A Marvelous Molecular Machine
A finely tuned molecular process in the camouflage of certain squid may lead to the next generation of bio-inspired synthetic materials.
Squids, octopuses and cuttlefish are undisputed masters of deception and camouflage. Their extraordinary ability to change color, texture and shape is unrivaled, even by modern technology. Researchers in the lab of MCDB professor Daniel Morse have long been interested in the optical properties of color-changing animals, and they are particularly intrigued by the opalescent inshore squid. Also known as the California market squid, these animals have evolved the ability to finely and continuously tune their color and sheen to a degree unrivaled in other creatures. This enables them to communicate, as well as hide in plain sight in the bright and often featureless upper ocean.
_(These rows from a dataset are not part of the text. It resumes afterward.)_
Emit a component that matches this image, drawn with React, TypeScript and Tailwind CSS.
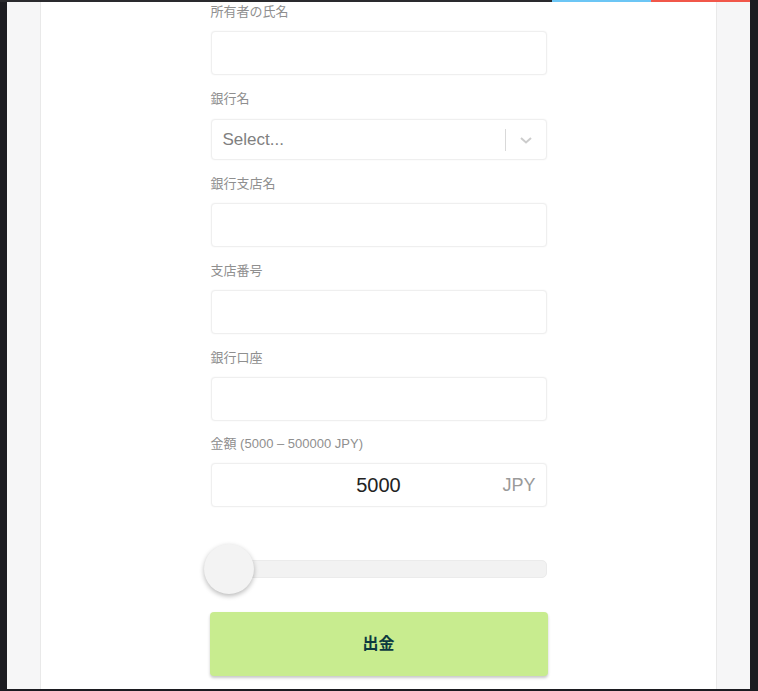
const fields = [
  { label: '所有者の氏名' },
  { label: '銀行名', select: true },
  { label: '銀行支店名' },
  { label: '支店番号' },
  { label: '銀行口座' },
]

function Label({ children }: { children: React.ReactNode }) {
  return <p className="h-5 text-[13px] leading-5 text-[#8f8f8f]">{children}</p>
}

function TextField() {
  return (
    <div className="mt-[9px] h-[44px] rounded-[4px] border border-[#efefef] bg-white shadow-[0_0_2px_rgba(0,0,0,0.06)]" />
  )
}

function SelectField() {
  return (
    <div className="mt-[10px] flex h-[41px] items-center rounded-[4px] border border-[#efefef] bg-white shadow-[0_0_2px_rgba(0,0,0,0.06)]">
      <span className="flex-1 pl-[11px] text-[17px] text-[#808080]">Select...</span>
      <span className="h-[22px] w-px bg-[#d9d9d9]" />
      <span className="flex w-[40px] justify-center">
        <svg width="14" height="10" viewBox="0 0 14 10" fill="none">
          <path d="M2 3l5 4.5L12 3" stroke="#cccccc" strokeWidth="2" />
        </svg>
      </span>
    </div>
  )
}

export default function App() {
  return (
    <div className="flex h-[691px] w-[758px] flex-col bg-[#1c1c21] font-['Liberation_Sans','Noto_Sans_CJK_JP',sans-serif]">
      <div className="flex h-[2px]">
        <div className="w-[552px] bg-[#2a2a2e]" />
        <div className="w-[99px] bg-[#6cc6f5]" />
        <div className="w-[99px] bg-[#f1574a]" />
      </div>

      <div className="flex flex-1">
        <div className="w-[7px]" />
        <div className="w-[33px] bg-[#f6f6f7]" />
        <main className="flex-1 border-x border-[#e9e9e9] bg-white">
          <div className="mx-auto w-[336px]">
            {fields.map((field, i) => (
              <div key={field.label} className={i === 0 ? '' : 'mt-[14px]'}>
                <Label>{field.label}</Label>
                {field.select ? <SelectField /> : <TextField />}
              </div>
            ))}

            <div className="mt-[13px]">
              <Label>金額 (5000 – 500000 JPY)</Label>
              <div className="relative mt-[9px] flex h-[44px] items-center justify-center rounded-[4px] border border-[#efefef] bg-white shadow-[0_0_2px_rgba(0,0,0,0.06)]">
                <span className="text-[20px] text-[#222]">5000</span>
                <span className="absolute right-[10px] text-[18px] text-[#9a9a9a]">JPY</span>
              </div>
            </div>

            <div className="relative mt-[37px] flex h-[50px] items-center">
              <div className="h-[18px] w-full rounded-[5px] border border-[#ebebeb] bg-[#f2f2f2]" />
              <div className="absolute left-[-7px] top-0 h-[50px] w-[50px] rounded-full bg-[#f3f3f3] shadow-[0_2px_5px_rgba(0,0,0,0.28)]" />
            </div>

            <button className="mt-[18px] -mx-px flex h-[64px] w-[338px] items-center justify-center rounded-[4px] bg-[#c8ec8f] text-[16px] font-bold text-[#0d3a40] shadow-[0_2px_3px_rgba(0,0,0,0.22)]">
              出金
            </button>
          </div>
        </main>
        <div className="w-[33px] bg-[#f6f6f7]" />
        <div className="w-[8px]" />
      </div>

      <div className="h-[2px]" />
    </div>
  )
}
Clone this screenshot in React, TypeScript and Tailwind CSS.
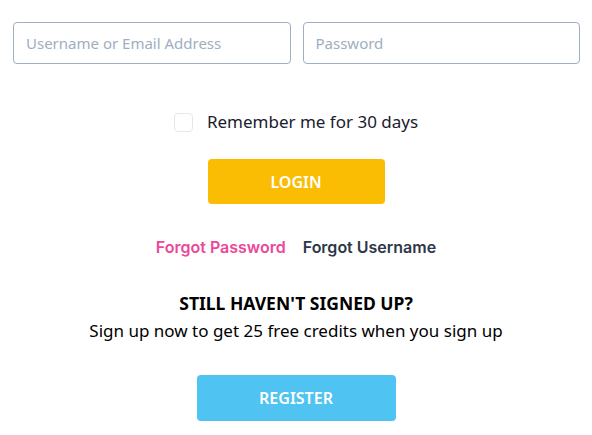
export default function App() {
  return (
    <main className="bg-white w-[592px] h-[435px] overflow-hidden">
      {/* inputs */}
      <div className="flex gap-3 pl-[13px] pr-3 pt-[22px]">
        <input
          type="text"
          placeholder="Username or Email Address"
          className="flex-1 h-[42px] rounded border border-[#a0aec0] px-3 text-[15px] text-[#2d3748] placeholder:text-[#a0aec0] font-['Noto_Sans',sans-serif] outline-none"
        />
        <input
          type="password"
          placeholder="Password"
          className="flex-1 h-[42px] rounded border border-[#a0aec0] px-3 text-[15px] text-[#2d3748] placeholder:text-[#a0aec0] font-['Noto_Sans',sans-serif] outline-none"
        />
      </div>

      {/* remember */}
      <label className="flex items-center justify-center gap-[14px] mt-[46px] font-['Noto_Sans',sans-serif]">
        <span className="w-[19px] h-[19px] rounded border border-[#e2e8f0] bg-white" />
        <span className="text-[17px] text-[#1a202c] leading-6">Remember me for 30 days</span>
      </label>

      <div className="flex justify-center mt-[25px]">
        <button className="w-[177px] h-[45px] rounded bg-[#fbbc04] text-white text-[16px] font-semibold font-['Noto_Sans',sans-serif]">
          LOGIN
        </button>
      </div>

      {/* links */}
      <div className="flex justify-center gap-[17px] mt-[31px] font-['Inter',sans-serif] font-semibold text-[16px]">
        <a className="text-[#ec4899]">Forgot Password</a>
        <a className="text-[#2d3748]">Forgot Username</a>
      </div>

      {/* sign up */}
      <div className="text-center mt-[32px] font-['Noto_Sans',sans-serif] text-black">
        <h2 className="text-[17.5px] font-bold leading-6">STILL HAVEN'T SIGNED UP?</h2>
        <p className="text-[17px] leading-6 mt-[4px]">Sign up now to get 25 free credits when you sign up</p>
      </div>

      <div className="flex justify-center mt-[32px]">
        <button className="w-[199px] h-[46px] rounded bg-[#4fc3f1] text-white text-[16px] font-semibold font-['Noto_Sans',sans-serif]">
          REGISTER
        </button>
      </div>
    </main>
  );
}
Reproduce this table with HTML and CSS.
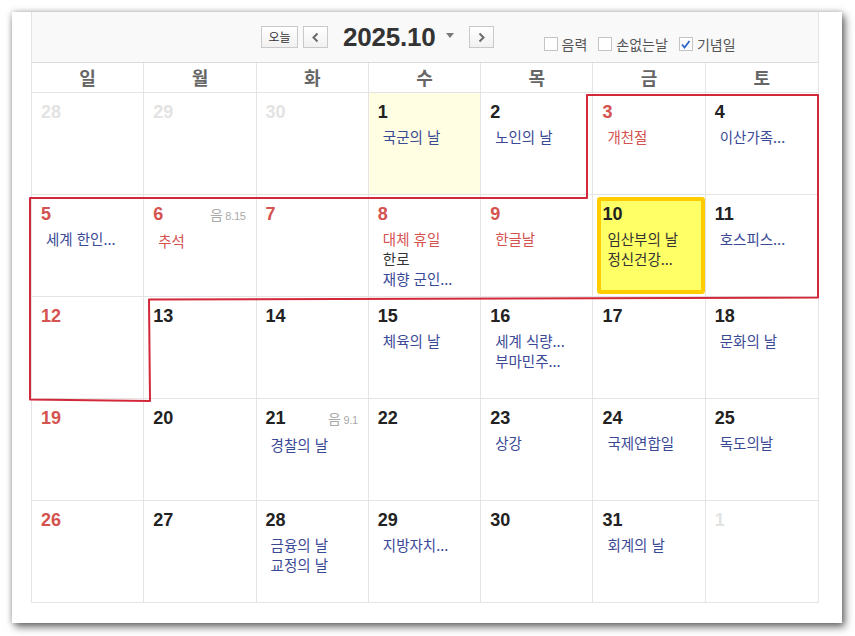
FILE: index.html
```html
<!DOCTYPE html>
<html lang="ko">
<head>
<meta charset="utf-8">
<title>2025.10</title>
<link rel="stylesheet" href="styles.css">
</head>
<body>
<div class="page">
  <div class="card">
    <div class="cal">
      <div class="toolbar">
        <button class="btn btn-today">오늘</button>
        <button class="btn btn-arrow btn-prev"><svg width="23" height="19" viewBox="0 0 23 19"><path d="M13.5 5.5 L9.5 9.5 L13.5 13.5" fill="none" stroke="#6a6a6a" stroke-width="2"/></svg></button>
        <span class="title">2025.10</span>
        <span class="caret"></span>
        <button class="btn btn-arrow btn-next"><svg width="23" height="19" viewBox="0 0 23 19"><path d="M9.5 5.5 L13.5 9.5 L9.5 13.5" fill="none" stroke="#6a6a6a" stroke-width="2"/></svg></button>
        <div class="opts">
          <label class="opt"><span class="box"></span>음력</label>
          <label class="opt"><span class="box"></span>손없는날</label>
          <label class="opt"><span class="box"><svg width="11" height="11" viewBox="0 0 11 11"><path d="M2 5.5 L4.5 8.5 L9.5 2" fill="none" stroke="#2a64c4" stroke-width="1.8"/></svg></span>기념일</label>
        </div>
      </div>
      <div class="weekdays">
        <div>일</div><div>월</div><div>화</div><div>수</div><div>목</div><div>금</div><div>토</div>
      </div>
      <div class="grid">
        <div class="cell"><div class="day off">28</div></div>
        <div class="cell"><div class="day off">29</div></div>
        <div class="cell"><div class="day off">30</div></div>
        <div class="cell pale"><div class="day">1</div><div class="evs"><div class="ev">국군의 날</div></div></div>
        <div class="cell"><div class="day">2</div><div class="evs"><div class="ev">노인의 날</div></div></div>
        <div class="cell"><div class="day red">3</div><div class="evs"><div class="ev hol">개천절</div></div></div>
        <div class="cell"><div class="day">4</div><div class="evs"><div class="ev">이산가족...</div></div></div>

        <div class="cell"><div class="day red">5</div><div class="evs"><div class="ev">세계 한인...</div></div></div>
        <div class="cell"><div class="day red">6<span class="lunar"><span class="lk">음</span> 8.15</span></div><div class="evs"><div class="ev hol">추석</div></div></div>
        <div class="cell"><div class="day red">7</div></div>
        <div class="cell"><div class="day red">8</div><div class="evs"><div class="ev hol">대체 휴일</div><div class="ev term">한로</div><div class="ev">재향 군인...</div></div></div>
        <div class="cell"><div class="day red">9</div><div class="evs"><div class="ev hol">한글날</div></div></div>
        <div class="cell today"><div class="day">10</div><div class="evs"><div class="ev term">임산부의 날</div><div class="ev term">정신건강...</div></div></div>
        <div class="cell"><div class="day">11</div><div class="evs"><div class="ev">호스피스...</div></div></div>

        <div class="cell"><div class="day red">12</div></div>
        <div class="cell"><div class="day">13</div></div>
        <div class="cell"><div class="day">14</div></div>
        <div class="cell"><div class="day">15</div><div class="evs"><div class="ev">체육의 날</div></div></div>
        <div class="cell"><div class="day">16</div><div class="evs"><div class="ev">세계 식량...</div><div class="ev">부마민주...</div></div></div>
        <div class="cell"><div class="day">17</div></div>
        <div class="cell"><div class="day">18</div><div class="evs"><div class="ev">문화의 날</div></div></div>

        <div class="cell"><div class="day red">19</div></div>
        <div class="cell"><div class="day">20</div></div>
        <div class="cell"><div class="day">21<span class="lunar"><span class="lk">음</span> 9.1</span></div><div class="evs"><div class="ev">경찰의 날</div></div></div>
        <div class="cell"><div class="day">22</div></div>
        <div class="cell"><div class="day">23</div><div class="evs"><div class="ev">상강</div></div></div>
        <div class="cell"><div class="day">24</div><div class="evs"><div class="ev">국제연합일</div></div></div>
        <div class="cell"><div class="day">25</div><div class="evs"><div class="ev">독도의날</div></div></div>

        <div class="cell"><div class="day red">26</div></div>
        <div class="cell"><div class="day">27</div></div>
        <div class="cell"><div class="day">28</div><div class="evs"><div class="ev">금융의 날</div><div class="ev">교정의 날</div></div></div>
        <div class="cell"><div class="day">29</div><div class="evs"><div class="ev">지방자치...</div></div></div>
        <div class="cell"><div class="day">30</div></div>
        <div class="cell"><div class="day">31</div><div class="evs"><div class="ev">회계의 날</div></div></div>
        <div class="cell"><div class="day off">1</div></div>
      </div>
    </div>
  </div>
  <svg class="marker" width="855" height="636" viewBox="0 0 855 636">
    <path d="M587 95 L818 95 L818 297.5 L149 299.5 L150 401 L30 399.5 L30 198 L587 198 Z" fill="none" stroke="#d3273a" stroke-width="2" stroke-linejoin="round"/>
  </svg>
</div>
</body>
</html>
```
FILE: styles.css
```css
html, body {
  margin: 0;
  padding: 0;
  background: #ffffff;
}

body {
  font-family: "Noto Sans CJK KR", "Noto Sans", sans-serif;
  color: #333;
}

.page {
  position: relative;
  width: 855px;
  height: 636px;
  padding: 12px 0 0 12px;
  box-sizing: border-box;
  overflow: hidden;
}

.card {
  width: 830px;
  height: 611px;
  background: #fff;
  box-sizing: border-box;
  padding: 0 23px 20px 19px;
  box-shadow: 3px 4px 8px rgba(0, 0, 0, 0.55), 0 0 6px rgba(0, 0, 0, 0.25);
}

.cal {
  width: 788px;
  box-sizing: border-box;
  border-left: 1px solid #e4e4e4;
  border-right: 1px solid #e4e4e4;
}

/* toolbar */
.toolbar {
  height: 50px;
  background: #f9f9f9;
  border-bottom: 1px solid #dcdcdc;
  display: flex;
  align-items: center;
  padding-left: 229px;
}

.btn {
  height: 22px;
  box-sizing: border-box;
  border: 1px solid #c9c9c9;
  background: linear-gradient(#ffffff, #f1f1f1);
  padding: 0;
  margin: 0;
  display: flex;
  align-items: center;
  justify-content: center;
  font-family: "Noto Sans CJK KR", sans-serif;
}

.btn-today {
  width: 37px;
  font-size: 12px;
  line-height: 20px;
  color: #333;
}

.btn-arrow {
  width: 25px;
}

.btn-prev {
  margin-left: 5px;
}

.title {
  margin-left: 15px;
  font-family: "Liberation Sans", Arial, sans-serif;
  font-weight: bold;
  font-size: 26px;
  line-height: 30px;
  color: #333;
  letter-spacing: -0.2px;
}

.caret {
  width: 0;
  height: 0;
  margin-left: 10px;
  margin-top: -4px;
  border-left: 4px solid transparent;
  border-right: 4px solid transparent;
  border-top: 5px solid #7a7a7a;
}

.btn-next {
  margin-left: 15px;
}

.opts {
  display: flex;
  align-items: center;
  margin-left: 50px;
  margin-top: 14px;
}

.opt {
  display: flex;
  align-items: center;
  font-size: 14px;
  line-height: 16px;
  color: #555;
  margin-right: 11px;
}

.box {
  width: 14px;
  height: 14px;
  box-sizing: border-box;
  border: 1px solid #c4c4c4;
  background: #fff;
  margin-right: 4px;
  display: flex;
  align-items: center;
  justify-content: center;
}

/* weekday header */
.weekdays {
  display: grid;
  grid-template-columns: repeat(7, 1fr);
  border-bottom: 1px solid #e4e4e4;
}

.weekdays div {
  height: 29px;
  line-height: 29px;
  text-align: center;
  font-size: 18px;
  font-weight: bold;
  color: #666;
  border-right: 1px solid #e4e4e4;
}

.weekdays div:last-child {
  border-right: none;
}

/* grid */
.grid {
  display: grid;
  grid-template-columns: repeat(7, 1fr);
  grid-auto-rows: 102px;
}

.cell {
  position: relative;
  box-sizing: border-box;
  border-right: 1px solid #e4e4e4;
  border-bottom: 1px solid #e4e4e4;
  padding: 9px 10px 0 9px;
}

.cell:nth-child(7n) {
  border-right: none;
}

.cell.pale {
  background: #fffde2;
}

.cell.today::before {
  content: "";
  position: absolute;
  top: 2px;
  left: 4px;
  right: 0;
  bottom: 2px;
  background: #ffff66;
  border: 4px solid #ffcc00;
  border-radius: 3px;
}

.day, .evs {
  position: relative;
}

.day {
  display: flex;
  justify-content: space-between;
  align-items: baseline;
  font-family: "Liberation Sans", Arial, sans-serif;
  font-weight: bold;
  font-size: 18px;
  line-height: 21px;
  color: #222;
}

.day.red {
  color: #d4524f;
}

.day.off {
  color: #e3e3e3;
}

.lunar {
  font-weight: normal;
  font-size: 11px;
  color: #aaa;
  letter-spacing: -0.3px;
}

.lunar .lk {
  font-family: "Noto Sans CJK KR", sans-serif;
  font-size: 14px;
}

.evs {
  margin-top: 4px;
  padding-left: 5px;
}

.ev {
  font-size: 14.5px;
  line-height: 20px;
  color: #3a4996;
  white-space: nowrap;
}

.ev.hol {
  color: #d4524f;
}

.ev.term {
  color: #333;
}

.marker {
  position: absolute;
  top: 0;
  left: 0;
  pointer-events: none;
}
```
In previous work, the researchers uncovered that specialized proteins, called reflectins, control reflective pigment cells — iridocytes — which in turn contribute to changing the overall visibility and appearance of the creature. But still a mystery was how the reflectins actually worked. “We wanted now to understand how this remarkable molecular machine works,” said Morse, a Distinguished Emeritus Professor in the Department of Molecular, Cellular and Developmental Biology, and principal author of a paper that appears in the Journal of Biological Chemistry. Understanding this mechanism, he said, would provide insight into the tunable control of emergent properties, which could open the door to the next generation of bio-inspired synthetic materials.